When the hydrolysis is complete, the solution is cooled to room temperature or below and treated with milk of lime to pH 7 to 8 with vigorous agitation and finally filtered.

The filtered juice is analyzed for total reducing sugar and levulose. In precise work the Lane and Eynon titration and a method selective for levulose are used (see p. 205). In approximate work, which is satisfactory in most cases, the Lane and Eynon titration method and the direct polarization are used (see the Mathews formula, p. 223).

(4) PRECIPITATION OF CALCIUM LEVULATE [12].-Prepare a milkof-lime suspension, magnesia-free, of 18 to 20 percent calcium oxide content and calculate the volume or weight required to contain an amount of calcium oxide equal to 45 or 50 percent of the levulose in the juice. Dilute either the juice or milk of lime so that when the equivalent quantities are mixed, the levulose shall be approximately 6 percent of the total mixture.

The details of procedure for precipitating the calcium levulate have been directed to the end of obtaining relatively large discrete crystals rather than the fine interlacing needles produced in the original method of Dubrunfaut. The precipitation preferably is made in a vessel equipped with a motor-driven stirrer and immersed in a cold bath. The following procedure illustrates the principal features of the

method and is subject to obvious variations with respect to details. Transfer to the precipitation vessel about one-tenth of the total quantity of milk-of-lime suspension and add one-tenth of the total volume of sugar sirup, allowing the latter to run in at a slow regular rate. It is advisable to examine the precipitate under the microscope from time to time and ascertain that the calcium levulate has formed discrete crystals. When properly prepared, they take the form of elongated prisms. Add successively the remaining portions of milk of lime, each being followed by the respective portion of sirup. Under favorable conditions the levulate crystals will be 0.1 to 0.2 mm in length and can be readily and rapidly separated from the waste water by filtration methods.

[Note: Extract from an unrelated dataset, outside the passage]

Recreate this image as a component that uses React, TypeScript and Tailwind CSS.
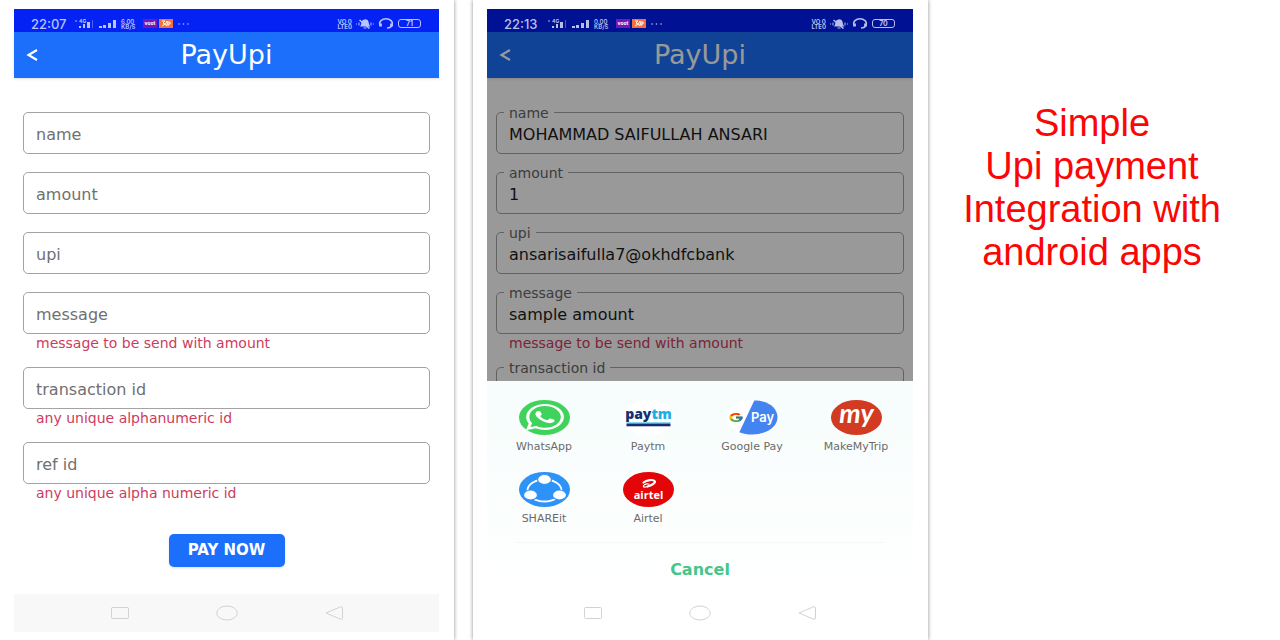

The yield of levulose by this process is dependent upon many circumstances. In order to obtain high yields, the temperature of precipitation must be in the neighborhood of 0° C. Increased temperature causes a considerable diminution in the yield of levulose. Thus, in a series of experiments on hydrolyzed artichoke juices, Jackson and Mathews [13] obtained a recovery of 82.3 percent at 3.2° C. 76.2 at 10.7° C, and but 64.0 at 16.0° C.

Typical quantitative data on the precipitation of calcium levulate from various juices are shown in table 46.

It will be observed that the "Total recovered" of each product (lines 16, 22, and 28) approximates the amount taken in the reaction mixture (lines 12, 18, and 24). The yield of levulose (line 33) varies inversely as the solubility of calcium levulate in the juice. The solubility of calcium levulate is greatly increased in the presence of nonlevulose sugars. Thus, in experiment 1, the levulate in the waste. water, expressed as levulose (line 13), is held in solution largely by the dextrose. In the remaining experiments, it is dissolved both by dextrose and by other nonlevulose sugars.